Yang jelas dengan lesunya ekonomi keempat pilar global tadi akan berdampak langsung pada ekspor dan daya saing nasional yang saat ini sudah rendah. Perekonomian nasional banyak ditopang dari pendapatan ekspor dan apa jadinya manakala ekspor berkurang drastis. Darimana diperoleh tambalan penopang ekonomi nasional tersebut. Hal ini cukup berat dan semua berpulang kepada Pemerintah termasuk rakyatnya. Bisakah ketergantungan impor dikurangi dan penggunaan produk dalam negeri dimaksimalkan. Bisakah industri bertahan manakala harga bahan baku impor melonjak. Bisakah menggantinya dengan sumber daya dan bahan baku lokal.
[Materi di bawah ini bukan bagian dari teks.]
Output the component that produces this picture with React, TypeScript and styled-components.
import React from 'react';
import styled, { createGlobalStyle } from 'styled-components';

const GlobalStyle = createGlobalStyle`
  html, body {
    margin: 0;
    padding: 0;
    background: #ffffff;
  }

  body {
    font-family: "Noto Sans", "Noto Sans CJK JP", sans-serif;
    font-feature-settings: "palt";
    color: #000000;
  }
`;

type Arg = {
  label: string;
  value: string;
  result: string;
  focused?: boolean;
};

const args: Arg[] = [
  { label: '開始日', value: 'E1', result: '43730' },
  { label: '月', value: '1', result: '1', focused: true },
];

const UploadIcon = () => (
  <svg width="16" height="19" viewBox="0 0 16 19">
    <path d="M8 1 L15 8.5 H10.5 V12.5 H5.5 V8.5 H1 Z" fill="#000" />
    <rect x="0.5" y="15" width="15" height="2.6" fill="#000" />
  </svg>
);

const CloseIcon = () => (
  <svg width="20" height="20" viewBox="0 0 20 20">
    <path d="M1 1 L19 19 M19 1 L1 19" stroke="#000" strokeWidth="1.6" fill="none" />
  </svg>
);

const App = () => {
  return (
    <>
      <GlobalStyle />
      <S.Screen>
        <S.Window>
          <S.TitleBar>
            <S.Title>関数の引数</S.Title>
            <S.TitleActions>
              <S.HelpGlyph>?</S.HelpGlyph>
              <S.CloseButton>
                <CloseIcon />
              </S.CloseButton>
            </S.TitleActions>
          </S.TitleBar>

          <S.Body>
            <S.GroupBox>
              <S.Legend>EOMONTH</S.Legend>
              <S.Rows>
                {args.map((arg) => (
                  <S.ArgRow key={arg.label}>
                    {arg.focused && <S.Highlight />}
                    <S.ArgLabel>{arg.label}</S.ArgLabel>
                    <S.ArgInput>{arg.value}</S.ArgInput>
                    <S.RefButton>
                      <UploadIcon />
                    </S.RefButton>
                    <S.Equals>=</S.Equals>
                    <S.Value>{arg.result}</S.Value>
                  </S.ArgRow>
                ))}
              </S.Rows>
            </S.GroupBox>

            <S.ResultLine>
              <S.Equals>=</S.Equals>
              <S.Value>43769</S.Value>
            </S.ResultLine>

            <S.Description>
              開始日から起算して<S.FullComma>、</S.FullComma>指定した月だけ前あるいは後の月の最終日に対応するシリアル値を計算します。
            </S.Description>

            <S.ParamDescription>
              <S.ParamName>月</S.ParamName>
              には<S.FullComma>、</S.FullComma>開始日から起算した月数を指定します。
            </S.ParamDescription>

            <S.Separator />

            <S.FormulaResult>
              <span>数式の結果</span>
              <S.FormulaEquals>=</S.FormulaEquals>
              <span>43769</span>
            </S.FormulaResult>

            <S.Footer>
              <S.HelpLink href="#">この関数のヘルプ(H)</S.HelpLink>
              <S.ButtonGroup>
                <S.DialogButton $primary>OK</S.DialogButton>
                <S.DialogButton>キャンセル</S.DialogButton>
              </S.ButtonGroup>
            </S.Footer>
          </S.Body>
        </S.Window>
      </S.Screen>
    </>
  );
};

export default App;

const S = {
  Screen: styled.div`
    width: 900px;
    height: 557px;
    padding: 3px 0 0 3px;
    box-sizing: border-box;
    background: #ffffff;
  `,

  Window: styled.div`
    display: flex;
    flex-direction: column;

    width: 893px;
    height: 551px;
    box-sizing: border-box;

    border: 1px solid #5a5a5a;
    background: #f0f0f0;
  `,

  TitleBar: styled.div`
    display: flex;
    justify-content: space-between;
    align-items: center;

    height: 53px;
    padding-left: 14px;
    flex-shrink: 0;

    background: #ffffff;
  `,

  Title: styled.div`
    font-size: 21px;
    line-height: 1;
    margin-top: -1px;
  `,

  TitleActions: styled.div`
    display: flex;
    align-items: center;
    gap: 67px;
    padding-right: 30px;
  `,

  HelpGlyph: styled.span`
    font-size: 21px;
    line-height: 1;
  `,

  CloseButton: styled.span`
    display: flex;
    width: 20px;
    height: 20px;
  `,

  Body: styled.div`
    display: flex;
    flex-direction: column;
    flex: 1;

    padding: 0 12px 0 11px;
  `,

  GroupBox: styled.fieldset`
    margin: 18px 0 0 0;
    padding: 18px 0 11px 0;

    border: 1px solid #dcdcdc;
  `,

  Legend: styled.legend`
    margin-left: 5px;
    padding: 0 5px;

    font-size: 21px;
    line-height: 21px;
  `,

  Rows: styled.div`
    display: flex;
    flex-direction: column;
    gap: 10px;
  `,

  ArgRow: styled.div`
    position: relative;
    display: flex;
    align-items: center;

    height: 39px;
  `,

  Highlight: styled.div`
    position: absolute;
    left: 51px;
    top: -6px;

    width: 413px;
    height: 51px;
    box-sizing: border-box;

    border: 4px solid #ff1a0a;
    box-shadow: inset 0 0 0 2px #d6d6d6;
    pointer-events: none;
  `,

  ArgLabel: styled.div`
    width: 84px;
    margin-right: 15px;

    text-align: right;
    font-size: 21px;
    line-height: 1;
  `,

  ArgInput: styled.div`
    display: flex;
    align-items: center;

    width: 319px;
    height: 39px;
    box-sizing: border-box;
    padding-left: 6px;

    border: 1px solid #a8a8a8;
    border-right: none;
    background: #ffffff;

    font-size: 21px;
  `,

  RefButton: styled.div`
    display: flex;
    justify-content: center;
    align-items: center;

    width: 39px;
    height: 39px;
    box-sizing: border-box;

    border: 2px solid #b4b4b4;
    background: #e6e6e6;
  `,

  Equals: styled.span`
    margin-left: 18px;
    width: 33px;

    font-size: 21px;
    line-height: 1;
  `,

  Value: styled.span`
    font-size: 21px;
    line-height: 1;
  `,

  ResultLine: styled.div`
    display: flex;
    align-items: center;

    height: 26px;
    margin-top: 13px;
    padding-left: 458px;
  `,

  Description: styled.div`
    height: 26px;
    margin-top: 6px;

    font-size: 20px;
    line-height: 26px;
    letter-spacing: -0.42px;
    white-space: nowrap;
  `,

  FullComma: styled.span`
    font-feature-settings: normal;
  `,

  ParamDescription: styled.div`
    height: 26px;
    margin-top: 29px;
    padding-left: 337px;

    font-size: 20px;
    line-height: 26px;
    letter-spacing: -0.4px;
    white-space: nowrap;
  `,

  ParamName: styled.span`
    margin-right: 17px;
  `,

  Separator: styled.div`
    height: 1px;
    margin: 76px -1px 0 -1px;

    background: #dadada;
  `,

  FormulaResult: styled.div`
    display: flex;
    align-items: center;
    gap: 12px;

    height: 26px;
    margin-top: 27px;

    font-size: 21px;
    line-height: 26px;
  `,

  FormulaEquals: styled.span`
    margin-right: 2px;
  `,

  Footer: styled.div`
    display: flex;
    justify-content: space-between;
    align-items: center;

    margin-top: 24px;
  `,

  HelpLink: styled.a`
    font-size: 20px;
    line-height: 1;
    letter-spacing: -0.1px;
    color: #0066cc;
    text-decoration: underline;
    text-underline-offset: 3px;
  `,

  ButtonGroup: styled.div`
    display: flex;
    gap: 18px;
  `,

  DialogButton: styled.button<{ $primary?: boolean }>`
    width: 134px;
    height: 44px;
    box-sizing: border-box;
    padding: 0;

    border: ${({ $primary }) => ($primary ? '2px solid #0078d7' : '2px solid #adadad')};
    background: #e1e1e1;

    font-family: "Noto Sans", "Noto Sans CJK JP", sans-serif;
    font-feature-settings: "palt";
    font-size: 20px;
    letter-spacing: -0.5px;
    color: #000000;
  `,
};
Itulah lingkaran setan yang selama ini tidak mampu untuk dibendung. Namun ada satu fenomena saat krisis lalu masyarakat pedesaan memiliki tingkat survival tinggi. Kenapa, karena kebutuhan mereka dapat dipenuhi dengan sumber daya di sekitarnya. Hampir tidak ada barang impor yang mereka konsumsi. Bagaimana bagian masyarakat modern atau perkotaan. Akankah kita sanggup bertahan, kita sendiri yang bisa menjawab. Apakah kita bisa menggunakan produk sendiri serta mengurangi konsumsi produk impor. Bisakah kita mengganti makanana fast food dengan ubi, singkong atau nasi pecel. Bisakah kita memakai baju buatan penjahit lokal menggantikan baju bermerk yang selalu kita beli. Bila kita mampu beli mobil apakah kita memilih yang kandungan lokalnya paling tinggi. Bisakah kita mengorbankan gengsi dan gaya hidup metropolitan?